If Ti West’s horror films have a unifying element so far, it’s the way they take horrific cultural touchstones from the past – incidents and phobias that became ingrained in the public imagination and continue to have lives past their historical moment – and re-instigate their ability to make us feel bad. He designed a vivid mid-80s night of Satanic panic in 2009’s frightening House of The Devil, then downshifted to merely weird and unsettling in 2011’s low-key shrug of a haunted house film, The Innkeepers. With The Sacrament, he takes the retro anxiety of 1978’s Jonestown Massacre and slaps on a fresh coat of creepiness. Not that it needed much.

A rehab-turned-cult, Eden Parish (pun clearly intended) has its hooks in trust fund junkie Caroline (Amy Seimetz), sister to Brooklyn fashion photographer Patrick (Kentucker Audley). Caroline and the rest of her new “family” have disappeared into a foreign country, but for murky reasons have invited Patrick to come try to find her. This makes it an investigative task for the folks at VICE magazine (AJ Bowen and filmmaker Joe Swanberg -- and if you don’t know what is a VICE magazine then… dude, I don’t know… catch up).

Eden Parish is part love-bombing Moonie enclave, part sustainable hippie commune, a half-measure of Tea Party/NRA wingnut-ism and a dash of generic right-wing Evangelical babble, all dunked in Socialist-leaning progressive politics of race and redistribution of wealth; mixed up doesn’t begin to describe them.

The group's identity remains murky until their corpulent, guayabera-wearing “Father” (Gene Jones) emerges from his hiding place, inspiring mass allegiance and a lot of repetitive chanting, all of which locates the story squarely in the camp of The Peoples Temple.
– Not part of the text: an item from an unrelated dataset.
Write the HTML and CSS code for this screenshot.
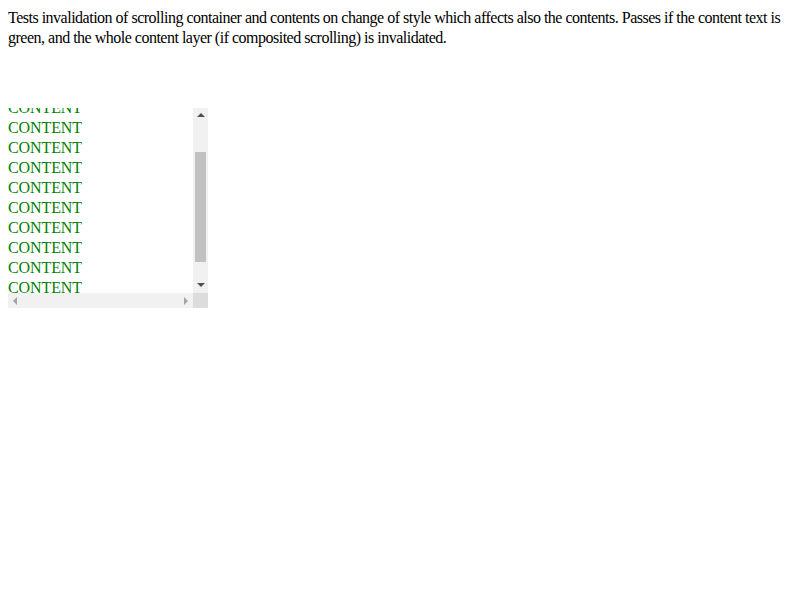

The meddling VICE kids show up, everything goes wrong, the final “sacrament” is invoked and everyone freaks out, the details of which are for viewers to discover themselves.

Formally messy, its documentary camera operator's POV picked up and dropped whenever it suits West (as though he’s daring the audience to revolt against the film before it’s over), The Sacrament isn’t a re-telling of the events at Jonestown, and not even horror in the strictest sense, but it still uses that bizarre story's details and horror movie tricks to communicate skin-crawling dread.

Character actor Jones is the main event here, his malevolent Macon County Line drawl evoking every known drive-in exploitation film featuring a cruel cracker sheriff, and his sexual predator vibe turning the film's final act into something almost orgiastic.

But aside from Jones's frightening star turn, The Sacrament's scares are more existential than anything, based in lingering real-life unhappiness over cultural extremism as it exists now; about paranoid, separatist fringes looming larger than they really are thanks to internet media outlets (VICE allowing itself a bit of self-deprecating parody, perhaps) keeping all of them front and center for the ironic entertainment of a bored, meme-hungry audience; about all the ways everyone drinks the Kool-Aid.